▶ **Problem to work on**
Reproduce, character for character, the lines below from the first through the one with "-16,16 -16,-15 s16,5". Leave pictures out.
-- start --
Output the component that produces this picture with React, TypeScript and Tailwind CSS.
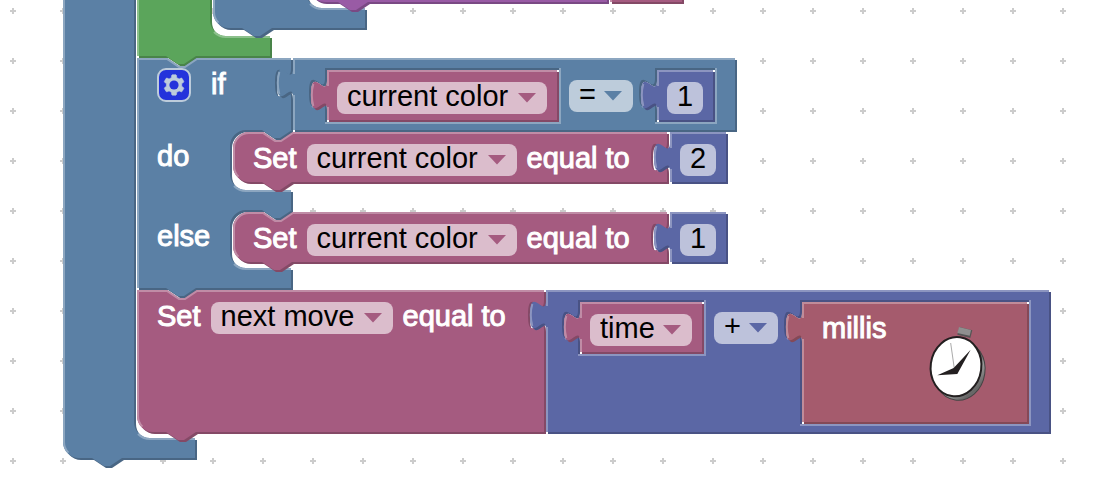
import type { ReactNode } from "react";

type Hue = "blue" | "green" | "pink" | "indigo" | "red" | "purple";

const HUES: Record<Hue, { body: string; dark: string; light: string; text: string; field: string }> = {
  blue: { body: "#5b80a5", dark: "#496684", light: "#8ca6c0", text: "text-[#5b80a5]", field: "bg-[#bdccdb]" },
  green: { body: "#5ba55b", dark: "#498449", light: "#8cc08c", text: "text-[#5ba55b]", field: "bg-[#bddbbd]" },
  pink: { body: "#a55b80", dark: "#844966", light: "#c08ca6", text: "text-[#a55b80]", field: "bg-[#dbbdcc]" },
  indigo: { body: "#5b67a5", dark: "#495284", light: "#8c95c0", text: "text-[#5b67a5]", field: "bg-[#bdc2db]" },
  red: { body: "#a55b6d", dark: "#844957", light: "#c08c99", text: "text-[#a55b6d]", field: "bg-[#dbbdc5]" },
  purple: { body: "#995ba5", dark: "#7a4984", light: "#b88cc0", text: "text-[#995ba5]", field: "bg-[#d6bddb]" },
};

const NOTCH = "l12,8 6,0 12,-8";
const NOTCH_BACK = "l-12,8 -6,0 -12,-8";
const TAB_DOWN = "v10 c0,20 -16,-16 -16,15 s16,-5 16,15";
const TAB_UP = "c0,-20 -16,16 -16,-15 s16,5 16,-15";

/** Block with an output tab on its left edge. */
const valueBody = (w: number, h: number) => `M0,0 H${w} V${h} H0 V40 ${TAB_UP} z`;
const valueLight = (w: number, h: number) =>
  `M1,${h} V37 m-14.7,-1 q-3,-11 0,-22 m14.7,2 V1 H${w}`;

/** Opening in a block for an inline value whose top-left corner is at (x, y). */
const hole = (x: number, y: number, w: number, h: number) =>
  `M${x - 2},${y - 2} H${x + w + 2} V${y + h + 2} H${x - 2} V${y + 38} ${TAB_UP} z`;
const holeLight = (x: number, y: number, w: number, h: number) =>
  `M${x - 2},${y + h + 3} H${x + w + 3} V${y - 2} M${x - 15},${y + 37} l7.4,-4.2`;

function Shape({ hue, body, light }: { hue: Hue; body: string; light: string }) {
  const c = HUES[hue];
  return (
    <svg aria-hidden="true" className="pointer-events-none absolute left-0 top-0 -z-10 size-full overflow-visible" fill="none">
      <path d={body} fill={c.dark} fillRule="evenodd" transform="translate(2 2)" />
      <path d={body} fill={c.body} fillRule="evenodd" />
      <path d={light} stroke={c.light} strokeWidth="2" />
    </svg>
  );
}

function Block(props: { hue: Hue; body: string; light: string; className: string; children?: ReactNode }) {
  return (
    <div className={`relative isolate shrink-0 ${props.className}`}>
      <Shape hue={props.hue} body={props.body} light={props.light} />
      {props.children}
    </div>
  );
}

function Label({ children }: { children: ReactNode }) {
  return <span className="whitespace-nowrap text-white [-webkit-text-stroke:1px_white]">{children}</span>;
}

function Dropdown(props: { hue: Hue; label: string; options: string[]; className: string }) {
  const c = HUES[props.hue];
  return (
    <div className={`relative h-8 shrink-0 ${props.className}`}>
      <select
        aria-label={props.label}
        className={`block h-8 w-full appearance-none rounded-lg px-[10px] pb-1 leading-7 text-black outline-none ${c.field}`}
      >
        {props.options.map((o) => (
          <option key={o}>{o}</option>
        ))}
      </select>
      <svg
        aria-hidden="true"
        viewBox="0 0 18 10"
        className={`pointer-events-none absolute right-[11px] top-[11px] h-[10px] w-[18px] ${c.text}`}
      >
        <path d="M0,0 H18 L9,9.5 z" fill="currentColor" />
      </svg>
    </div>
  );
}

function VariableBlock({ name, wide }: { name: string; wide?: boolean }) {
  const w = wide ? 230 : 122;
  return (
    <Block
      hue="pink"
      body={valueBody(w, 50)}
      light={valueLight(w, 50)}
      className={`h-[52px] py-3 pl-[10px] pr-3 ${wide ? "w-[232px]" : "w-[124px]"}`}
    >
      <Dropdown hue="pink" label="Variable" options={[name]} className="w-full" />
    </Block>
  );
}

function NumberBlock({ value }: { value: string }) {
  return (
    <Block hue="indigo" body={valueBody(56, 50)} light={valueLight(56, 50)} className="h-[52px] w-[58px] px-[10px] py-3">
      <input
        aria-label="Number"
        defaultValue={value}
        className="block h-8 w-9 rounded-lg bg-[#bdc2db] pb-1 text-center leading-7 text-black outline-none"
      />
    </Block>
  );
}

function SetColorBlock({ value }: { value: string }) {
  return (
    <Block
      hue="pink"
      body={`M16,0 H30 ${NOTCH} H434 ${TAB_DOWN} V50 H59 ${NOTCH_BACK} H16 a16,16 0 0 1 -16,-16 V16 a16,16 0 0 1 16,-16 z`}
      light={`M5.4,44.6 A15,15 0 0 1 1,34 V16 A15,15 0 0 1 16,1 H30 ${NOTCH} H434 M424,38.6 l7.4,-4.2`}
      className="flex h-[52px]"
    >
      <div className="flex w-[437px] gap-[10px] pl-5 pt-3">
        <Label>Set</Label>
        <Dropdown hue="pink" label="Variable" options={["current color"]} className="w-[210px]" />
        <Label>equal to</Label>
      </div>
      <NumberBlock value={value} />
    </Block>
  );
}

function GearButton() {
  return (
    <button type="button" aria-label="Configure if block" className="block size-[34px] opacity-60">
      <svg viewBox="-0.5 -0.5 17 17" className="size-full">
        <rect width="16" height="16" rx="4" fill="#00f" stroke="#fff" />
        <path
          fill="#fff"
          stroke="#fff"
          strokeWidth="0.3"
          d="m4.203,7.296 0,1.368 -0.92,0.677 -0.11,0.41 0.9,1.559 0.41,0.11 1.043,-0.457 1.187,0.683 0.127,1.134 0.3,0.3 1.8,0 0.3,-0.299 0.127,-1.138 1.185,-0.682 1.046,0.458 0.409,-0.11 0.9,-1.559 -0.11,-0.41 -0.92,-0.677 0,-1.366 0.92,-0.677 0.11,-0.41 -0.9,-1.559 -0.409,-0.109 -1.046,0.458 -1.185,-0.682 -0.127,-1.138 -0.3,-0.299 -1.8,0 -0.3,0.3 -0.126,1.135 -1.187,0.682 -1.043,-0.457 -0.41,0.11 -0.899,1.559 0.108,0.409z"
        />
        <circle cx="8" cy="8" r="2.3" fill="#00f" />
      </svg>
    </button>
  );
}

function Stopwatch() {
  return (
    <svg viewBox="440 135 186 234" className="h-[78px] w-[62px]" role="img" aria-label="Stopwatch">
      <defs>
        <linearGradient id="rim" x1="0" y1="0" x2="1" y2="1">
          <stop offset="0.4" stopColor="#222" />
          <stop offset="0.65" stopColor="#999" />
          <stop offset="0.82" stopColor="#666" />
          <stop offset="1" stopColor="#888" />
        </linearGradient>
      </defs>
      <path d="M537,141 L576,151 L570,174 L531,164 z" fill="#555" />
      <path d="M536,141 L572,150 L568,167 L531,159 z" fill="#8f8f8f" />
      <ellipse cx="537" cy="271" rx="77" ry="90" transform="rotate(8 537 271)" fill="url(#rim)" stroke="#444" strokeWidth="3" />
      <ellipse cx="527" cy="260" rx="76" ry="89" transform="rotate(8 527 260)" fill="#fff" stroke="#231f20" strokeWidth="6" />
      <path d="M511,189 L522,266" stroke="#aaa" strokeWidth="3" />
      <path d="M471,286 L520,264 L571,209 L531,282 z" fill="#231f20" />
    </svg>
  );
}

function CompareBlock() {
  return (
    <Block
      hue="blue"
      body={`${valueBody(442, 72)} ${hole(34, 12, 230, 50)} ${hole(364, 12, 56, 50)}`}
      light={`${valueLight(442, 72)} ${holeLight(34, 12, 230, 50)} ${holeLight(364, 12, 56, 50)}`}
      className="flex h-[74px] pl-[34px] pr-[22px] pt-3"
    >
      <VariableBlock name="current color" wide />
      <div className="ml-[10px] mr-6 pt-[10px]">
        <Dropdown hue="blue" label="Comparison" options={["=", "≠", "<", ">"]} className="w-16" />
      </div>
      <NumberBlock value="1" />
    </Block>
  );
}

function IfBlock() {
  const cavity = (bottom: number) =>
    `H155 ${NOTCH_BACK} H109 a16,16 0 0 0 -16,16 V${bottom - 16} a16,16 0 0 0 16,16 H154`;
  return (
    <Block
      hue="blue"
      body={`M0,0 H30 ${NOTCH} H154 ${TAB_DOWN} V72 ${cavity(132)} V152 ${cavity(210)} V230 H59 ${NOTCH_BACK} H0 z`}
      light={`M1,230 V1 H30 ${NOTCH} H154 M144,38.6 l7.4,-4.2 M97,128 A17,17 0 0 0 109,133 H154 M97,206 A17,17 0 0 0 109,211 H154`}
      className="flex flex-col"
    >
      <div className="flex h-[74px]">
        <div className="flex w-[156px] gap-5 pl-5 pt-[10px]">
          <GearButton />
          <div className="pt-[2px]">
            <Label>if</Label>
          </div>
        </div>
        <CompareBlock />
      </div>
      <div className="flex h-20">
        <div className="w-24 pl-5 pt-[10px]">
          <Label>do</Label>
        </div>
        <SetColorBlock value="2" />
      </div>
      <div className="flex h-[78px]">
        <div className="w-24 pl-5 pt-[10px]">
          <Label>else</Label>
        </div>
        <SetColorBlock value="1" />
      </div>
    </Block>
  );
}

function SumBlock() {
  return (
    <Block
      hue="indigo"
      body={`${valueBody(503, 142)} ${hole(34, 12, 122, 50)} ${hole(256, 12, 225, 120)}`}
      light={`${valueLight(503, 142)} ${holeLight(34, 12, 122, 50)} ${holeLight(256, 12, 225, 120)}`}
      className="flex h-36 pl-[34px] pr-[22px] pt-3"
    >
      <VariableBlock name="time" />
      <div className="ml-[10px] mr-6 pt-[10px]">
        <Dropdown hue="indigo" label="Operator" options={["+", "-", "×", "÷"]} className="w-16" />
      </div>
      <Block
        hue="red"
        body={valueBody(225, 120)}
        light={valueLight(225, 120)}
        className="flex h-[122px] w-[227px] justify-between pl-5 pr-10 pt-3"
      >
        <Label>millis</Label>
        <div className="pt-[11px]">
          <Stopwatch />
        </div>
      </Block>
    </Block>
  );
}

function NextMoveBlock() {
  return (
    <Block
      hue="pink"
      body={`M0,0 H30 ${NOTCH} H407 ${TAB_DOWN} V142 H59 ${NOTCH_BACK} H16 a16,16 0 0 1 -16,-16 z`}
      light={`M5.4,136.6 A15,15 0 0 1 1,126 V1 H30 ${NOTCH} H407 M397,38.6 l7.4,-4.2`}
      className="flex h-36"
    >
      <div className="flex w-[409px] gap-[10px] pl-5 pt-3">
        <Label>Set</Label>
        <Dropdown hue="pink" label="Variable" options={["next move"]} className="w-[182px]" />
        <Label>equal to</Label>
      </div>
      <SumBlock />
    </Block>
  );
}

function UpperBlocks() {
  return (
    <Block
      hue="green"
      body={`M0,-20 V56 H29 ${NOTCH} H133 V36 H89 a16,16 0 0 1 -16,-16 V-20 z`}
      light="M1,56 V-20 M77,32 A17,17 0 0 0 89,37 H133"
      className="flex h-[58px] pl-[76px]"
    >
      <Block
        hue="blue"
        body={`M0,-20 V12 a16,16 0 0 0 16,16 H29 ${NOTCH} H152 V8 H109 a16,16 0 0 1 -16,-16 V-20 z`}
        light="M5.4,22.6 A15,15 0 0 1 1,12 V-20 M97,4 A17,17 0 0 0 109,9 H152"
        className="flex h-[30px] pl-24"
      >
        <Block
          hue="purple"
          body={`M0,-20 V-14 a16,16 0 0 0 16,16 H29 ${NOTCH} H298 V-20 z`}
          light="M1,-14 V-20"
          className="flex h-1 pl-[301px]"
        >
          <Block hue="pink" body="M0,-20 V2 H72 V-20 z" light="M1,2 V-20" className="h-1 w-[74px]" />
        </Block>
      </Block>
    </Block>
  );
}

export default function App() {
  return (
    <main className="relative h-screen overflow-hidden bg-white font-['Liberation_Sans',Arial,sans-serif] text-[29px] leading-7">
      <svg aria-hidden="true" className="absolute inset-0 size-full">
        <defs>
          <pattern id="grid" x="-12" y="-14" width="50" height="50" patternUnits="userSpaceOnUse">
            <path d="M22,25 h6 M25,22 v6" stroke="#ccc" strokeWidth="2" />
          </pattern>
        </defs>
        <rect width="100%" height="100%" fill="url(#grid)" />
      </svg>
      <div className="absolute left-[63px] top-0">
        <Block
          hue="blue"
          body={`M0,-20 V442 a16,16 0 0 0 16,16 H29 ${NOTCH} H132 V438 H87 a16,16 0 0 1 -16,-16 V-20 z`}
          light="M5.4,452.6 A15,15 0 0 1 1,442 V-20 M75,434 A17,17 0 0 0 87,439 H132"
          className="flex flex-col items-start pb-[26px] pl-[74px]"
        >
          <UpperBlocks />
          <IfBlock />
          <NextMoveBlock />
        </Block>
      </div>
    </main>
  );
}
-- end --
▶ **Written solution**
Output the component that produces this picture with React, TypeScript and Tailwind CSS.
import type { ReactNode } from "react";

type Hue = "blue" | "green" | "pink" | "indigo" | "red" | "purple";

const HUES: Record<Hue, { body: string; dark: string; light: string; text: string; field: string }> = {
  blue: { body: "#5b80a5", dark: "#496684", light: "#8ca6c0", text: "text-[#5b80a5]", field: "bg-[#bdccdb]" },
  green: { body: "#5ba55b", dark: "#498449", light: "#8cc08c", text: "text-[#5ba55b]", field: "bg-[#bddbbd]" },
  pink: { body: "#a55b80", dark: "#844966", light: "#c08ca6", text: "text-[#a55b80]", field: "bg-[#dbbdcc]" },
  indigo: { body: "#5b67a5", dark: "#495284", light: "#8c95c0", text: "text-[#5b67a5]", field: "bg-[#bdc2db]" },
  red: { body: "#a55b6d", dark: "#844957", light: "#c08c99", text: "text-[#a55b6d]", field: "bg-[#dbbdc5]" },
  purple: { body: "#995ba5", dark: "#7a4984", light: "#b88cc0", text: "text-[#995ba5]", field: "bg-[#d6bddb]" },
};

const NOTCH = "l12,8 6,0 12,-8";
const NOTCH_BACK = "l-12,8 -6,0 -12,-8";
const TAB_DOWN = "v10 c0,20 -16,-16 -16,15 s16,-5 16,15";
const TAB_UP = "c0,-20 -16,16 -16,-15 s16,5 16,-15";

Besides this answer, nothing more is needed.